**WHAT YOU WILL DO**
How many of these lines hold the string "index"? Answer with the number only.

**DATA PROVIDED**
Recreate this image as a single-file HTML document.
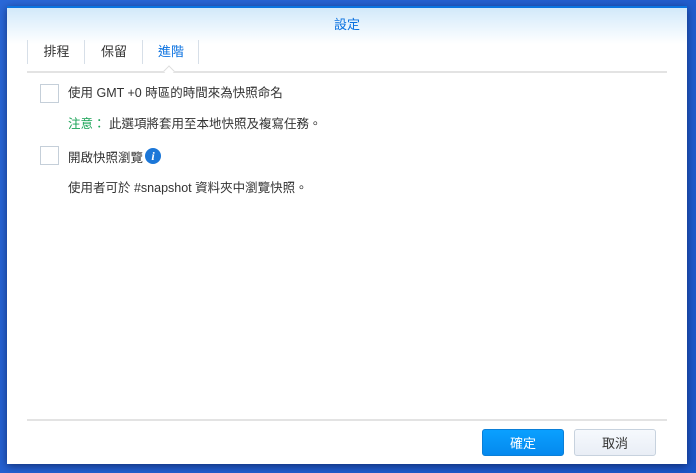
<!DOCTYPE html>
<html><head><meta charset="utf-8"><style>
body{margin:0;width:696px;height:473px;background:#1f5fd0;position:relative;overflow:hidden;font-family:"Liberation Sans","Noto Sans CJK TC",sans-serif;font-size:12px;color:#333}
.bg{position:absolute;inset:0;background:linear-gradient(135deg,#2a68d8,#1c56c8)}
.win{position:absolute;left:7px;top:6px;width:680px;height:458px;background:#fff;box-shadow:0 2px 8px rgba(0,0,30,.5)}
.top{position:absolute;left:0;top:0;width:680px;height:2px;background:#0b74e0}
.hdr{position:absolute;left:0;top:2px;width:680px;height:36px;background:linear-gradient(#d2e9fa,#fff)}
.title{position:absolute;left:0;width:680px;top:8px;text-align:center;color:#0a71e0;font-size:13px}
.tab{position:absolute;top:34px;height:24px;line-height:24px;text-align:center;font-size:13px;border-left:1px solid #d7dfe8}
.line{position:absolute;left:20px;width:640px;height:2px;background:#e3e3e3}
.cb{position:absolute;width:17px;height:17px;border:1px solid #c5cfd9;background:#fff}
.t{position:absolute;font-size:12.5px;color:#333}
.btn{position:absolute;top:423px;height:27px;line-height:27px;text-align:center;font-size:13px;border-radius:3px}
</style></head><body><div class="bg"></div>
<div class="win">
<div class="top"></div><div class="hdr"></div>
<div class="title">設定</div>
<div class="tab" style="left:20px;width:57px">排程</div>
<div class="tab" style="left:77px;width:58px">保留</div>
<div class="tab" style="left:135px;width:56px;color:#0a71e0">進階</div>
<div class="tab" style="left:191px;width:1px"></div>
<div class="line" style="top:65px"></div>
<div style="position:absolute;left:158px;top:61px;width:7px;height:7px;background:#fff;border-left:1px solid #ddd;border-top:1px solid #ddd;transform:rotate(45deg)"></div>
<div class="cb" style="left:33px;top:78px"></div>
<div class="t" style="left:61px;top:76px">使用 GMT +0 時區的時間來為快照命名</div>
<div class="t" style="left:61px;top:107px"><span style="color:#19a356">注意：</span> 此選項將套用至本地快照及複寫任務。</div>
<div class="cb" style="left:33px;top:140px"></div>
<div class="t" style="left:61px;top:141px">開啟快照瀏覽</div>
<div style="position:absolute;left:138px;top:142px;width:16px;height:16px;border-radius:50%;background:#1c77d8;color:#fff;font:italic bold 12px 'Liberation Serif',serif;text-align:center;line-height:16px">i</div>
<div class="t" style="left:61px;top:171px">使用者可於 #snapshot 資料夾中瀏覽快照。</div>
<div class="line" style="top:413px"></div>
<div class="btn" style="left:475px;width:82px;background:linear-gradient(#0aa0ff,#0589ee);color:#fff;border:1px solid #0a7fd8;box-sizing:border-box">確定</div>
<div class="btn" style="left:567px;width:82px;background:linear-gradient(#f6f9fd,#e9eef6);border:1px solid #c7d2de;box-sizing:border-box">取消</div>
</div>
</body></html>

==

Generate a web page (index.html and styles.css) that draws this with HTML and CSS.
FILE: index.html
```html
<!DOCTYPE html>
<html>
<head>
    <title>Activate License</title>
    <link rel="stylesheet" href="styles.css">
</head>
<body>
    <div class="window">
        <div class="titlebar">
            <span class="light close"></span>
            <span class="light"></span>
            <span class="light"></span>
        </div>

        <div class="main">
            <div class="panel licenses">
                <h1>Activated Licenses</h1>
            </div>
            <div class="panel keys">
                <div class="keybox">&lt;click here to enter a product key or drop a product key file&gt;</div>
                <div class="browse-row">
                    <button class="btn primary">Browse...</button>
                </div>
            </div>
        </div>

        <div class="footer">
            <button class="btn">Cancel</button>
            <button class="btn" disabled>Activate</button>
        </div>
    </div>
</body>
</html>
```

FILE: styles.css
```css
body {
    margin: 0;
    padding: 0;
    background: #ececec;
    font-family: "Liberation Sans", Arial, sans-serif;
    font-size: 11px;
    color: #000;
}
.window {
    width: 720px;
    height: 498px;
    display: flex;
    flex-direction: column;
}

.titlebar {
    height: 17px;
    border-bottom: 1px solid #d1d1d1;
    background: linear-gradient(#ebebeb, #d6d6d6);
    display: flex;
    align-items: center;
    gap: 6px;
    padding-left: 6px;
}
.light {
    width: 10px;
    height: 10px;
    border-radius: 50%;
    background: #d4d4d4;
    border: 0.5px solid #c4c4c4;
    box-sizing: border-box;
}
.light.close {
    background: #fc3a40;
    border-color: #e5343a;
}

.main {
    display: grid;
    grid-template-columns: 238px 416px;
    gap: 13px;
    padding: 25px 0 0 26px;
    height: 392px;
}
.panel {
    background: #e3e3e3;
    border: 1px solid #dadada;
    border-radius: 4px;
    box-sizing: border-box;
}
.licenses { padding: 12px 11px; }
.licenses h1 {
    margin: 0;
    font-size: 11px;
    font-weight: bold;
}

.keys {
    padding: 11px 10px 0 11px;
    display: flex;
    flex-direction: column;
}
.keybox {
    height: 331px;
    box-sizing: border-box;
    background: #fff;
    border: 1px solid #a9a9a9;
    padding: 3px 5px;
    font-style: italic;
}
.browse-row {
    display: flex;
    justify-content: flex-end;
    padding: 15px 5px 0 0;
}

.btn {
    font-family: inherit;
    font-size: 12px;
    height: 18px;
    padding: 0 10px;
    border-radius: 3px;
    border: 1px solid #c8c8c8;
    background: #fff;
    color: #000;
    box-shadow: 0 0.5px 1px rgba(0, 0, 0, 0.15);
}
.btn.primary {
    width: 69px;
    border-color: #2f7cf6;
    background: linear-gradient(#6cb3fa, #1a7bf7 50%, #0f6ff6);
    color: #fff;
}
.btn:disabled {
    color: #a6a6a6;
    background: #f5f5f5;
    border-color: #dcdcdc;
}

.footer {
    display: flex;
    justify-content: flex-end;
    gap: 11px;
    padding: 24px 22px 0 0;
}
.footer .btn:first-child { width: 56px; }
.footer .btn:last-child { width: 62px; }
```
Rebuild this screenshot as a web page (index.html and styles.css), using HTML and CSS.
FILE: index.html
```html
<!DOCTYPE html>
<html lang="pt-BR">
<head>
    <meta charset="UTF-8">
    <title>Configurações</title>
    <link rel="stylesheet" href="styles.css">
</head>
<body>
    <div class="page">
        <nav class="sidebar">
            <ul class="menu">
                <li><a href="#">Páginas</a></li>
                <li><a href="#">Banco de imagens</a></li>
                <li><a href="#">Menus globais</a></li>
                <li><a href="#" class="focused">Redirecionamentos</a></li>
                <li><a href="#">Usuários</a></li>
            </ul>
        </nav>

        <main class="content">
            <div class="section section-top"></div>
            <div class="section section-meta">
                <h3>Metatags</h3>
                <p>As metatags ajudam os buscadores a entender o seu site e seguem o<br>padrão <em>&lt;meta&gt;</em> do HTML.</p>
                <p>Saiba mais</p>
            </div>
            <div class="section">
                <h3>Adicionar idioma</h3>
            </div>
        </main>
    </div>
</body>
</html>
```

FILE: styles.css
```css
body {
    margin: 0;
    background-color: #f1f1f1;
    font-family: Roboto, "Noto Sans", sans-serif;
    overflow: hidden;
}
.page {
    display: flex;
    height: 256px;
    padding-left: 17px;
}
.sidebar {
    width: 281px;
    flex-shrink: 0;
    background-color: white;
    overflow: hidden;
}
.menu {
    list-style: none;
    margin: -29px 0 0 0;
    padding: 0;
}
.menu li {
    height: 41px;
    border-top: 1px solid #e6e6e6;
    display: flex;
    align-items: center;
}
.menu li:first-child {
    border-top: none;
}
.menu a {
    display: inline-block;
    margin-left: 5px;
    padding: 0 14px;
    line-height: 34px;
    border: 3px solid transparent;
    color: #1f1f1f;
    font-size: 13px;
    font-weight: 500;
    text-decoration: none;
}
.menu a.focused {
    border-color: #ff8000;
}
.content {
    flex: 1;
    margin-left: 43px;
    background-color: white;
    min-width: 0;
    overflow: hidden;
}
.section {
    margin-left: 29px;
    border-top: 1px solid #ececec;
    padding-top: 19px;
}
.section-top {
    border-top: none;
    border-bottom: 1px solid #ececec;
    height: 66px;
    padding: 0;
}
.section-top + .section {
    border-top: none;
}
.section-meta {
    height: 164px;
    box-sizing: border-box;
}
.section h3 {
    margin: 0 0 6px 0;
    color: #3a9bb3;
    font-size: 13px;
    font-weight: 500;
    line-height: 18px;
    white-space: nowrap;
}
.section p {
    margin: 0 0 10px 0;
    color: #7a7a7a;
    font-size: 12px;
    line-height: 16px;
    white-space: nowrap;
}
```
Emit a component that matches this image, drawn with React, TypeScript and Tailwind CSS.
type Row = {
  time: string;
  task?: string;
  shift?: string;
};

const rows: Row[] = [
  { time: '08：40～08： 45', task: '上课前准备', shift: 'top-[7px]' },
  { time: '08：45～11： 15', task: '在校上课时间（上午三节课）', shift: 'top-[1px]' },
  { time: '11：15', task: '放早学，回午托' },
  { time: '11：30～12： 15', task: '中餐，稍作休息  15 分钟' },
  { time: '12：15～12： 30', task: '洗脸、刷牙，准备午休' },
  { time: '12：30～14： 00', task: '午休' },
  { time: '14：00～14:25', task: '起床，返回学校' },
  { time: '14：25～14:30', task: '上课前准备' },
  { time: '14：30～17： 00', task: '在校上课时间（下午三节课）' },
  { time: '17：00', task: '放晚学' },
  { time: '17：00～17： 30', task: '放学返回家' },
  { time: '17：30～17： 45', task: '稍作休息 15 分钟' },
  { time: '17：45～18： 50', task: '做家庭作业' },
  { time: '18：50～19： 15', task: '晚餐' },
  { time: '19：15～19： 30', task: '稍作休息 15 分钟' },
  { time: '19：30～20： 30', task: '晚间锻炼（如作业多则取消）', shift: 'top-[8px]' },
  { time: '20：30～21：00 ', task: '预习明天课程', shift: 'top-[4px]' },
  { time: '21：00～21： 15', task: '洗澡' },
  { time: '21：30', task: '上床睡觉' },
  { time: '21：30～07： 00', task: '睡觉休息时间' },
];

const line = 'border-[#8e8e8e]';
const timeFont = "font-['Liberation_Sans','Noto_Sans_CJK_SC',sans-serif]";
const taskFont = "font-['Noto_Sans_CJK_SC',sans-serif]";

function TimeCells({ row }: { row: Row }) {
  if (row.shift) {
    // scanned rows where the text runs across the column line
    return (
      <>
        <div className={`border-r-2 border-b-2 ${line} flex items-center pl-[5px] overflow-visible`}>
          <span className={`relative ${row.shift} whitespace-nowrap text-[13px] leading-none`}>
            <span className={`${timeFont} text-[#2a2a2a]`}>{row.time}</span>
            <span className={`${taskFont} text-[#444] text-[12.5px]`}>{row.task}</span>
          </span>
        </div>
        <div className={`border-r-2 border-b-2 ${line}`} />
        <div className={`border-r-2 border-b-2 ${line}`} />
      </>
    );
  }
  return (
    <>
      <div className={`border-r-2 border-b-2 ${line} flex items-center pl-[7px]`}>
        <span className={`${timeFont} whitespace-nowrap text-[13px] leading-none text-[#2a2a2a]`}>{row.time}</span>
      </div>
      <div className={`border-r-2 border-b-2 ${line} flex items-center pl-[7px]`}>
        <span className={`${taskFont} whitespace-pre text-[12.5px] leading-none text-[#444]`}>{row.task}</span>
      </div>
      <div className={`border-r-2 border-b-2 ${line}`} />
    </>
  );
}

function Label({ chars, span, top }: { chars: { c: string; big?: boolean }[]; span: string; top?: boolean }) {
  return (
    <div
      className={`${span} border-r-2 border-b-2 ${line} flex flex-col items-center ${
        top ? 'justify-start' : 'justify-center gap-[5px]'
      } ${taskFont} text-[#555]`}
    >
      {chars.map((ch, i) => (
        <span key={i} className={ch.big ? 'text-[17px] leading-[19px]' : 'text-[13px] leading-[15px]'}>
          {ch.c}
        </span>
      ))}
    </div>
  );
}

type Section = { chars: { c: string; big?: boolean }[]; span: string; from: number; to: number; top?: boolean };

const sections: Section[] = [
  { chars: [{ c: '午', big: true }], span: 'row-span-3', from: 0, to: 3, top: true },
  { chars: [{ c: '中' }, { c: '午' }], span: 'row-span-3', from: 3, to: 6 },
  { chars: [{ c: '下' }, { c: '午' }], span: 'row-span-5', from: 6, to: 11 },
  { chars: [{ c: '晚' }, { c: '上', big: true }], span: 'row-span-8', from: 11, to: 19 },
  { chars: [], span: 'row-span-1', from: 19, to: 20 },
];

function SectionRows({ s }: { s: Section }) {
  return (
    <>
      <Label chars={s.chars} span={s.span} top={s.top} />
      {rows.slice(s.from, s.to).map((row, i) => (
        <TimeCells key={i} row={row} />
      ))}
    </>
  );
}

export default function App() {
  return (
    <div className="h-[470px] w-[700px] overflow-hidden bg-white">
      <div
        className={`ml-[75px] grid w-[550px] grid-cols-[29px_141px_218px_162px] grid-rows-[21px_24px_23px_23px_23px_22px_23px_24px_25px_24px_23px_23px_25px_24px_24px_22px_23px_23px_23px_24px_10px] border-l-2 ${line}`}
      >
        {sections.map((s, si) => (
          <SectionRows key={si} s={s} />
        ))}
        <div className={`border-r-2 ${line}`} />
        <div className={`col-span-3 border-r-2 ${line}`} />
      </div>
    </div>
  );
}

**ANSWER TO THIS EXERCISE**
4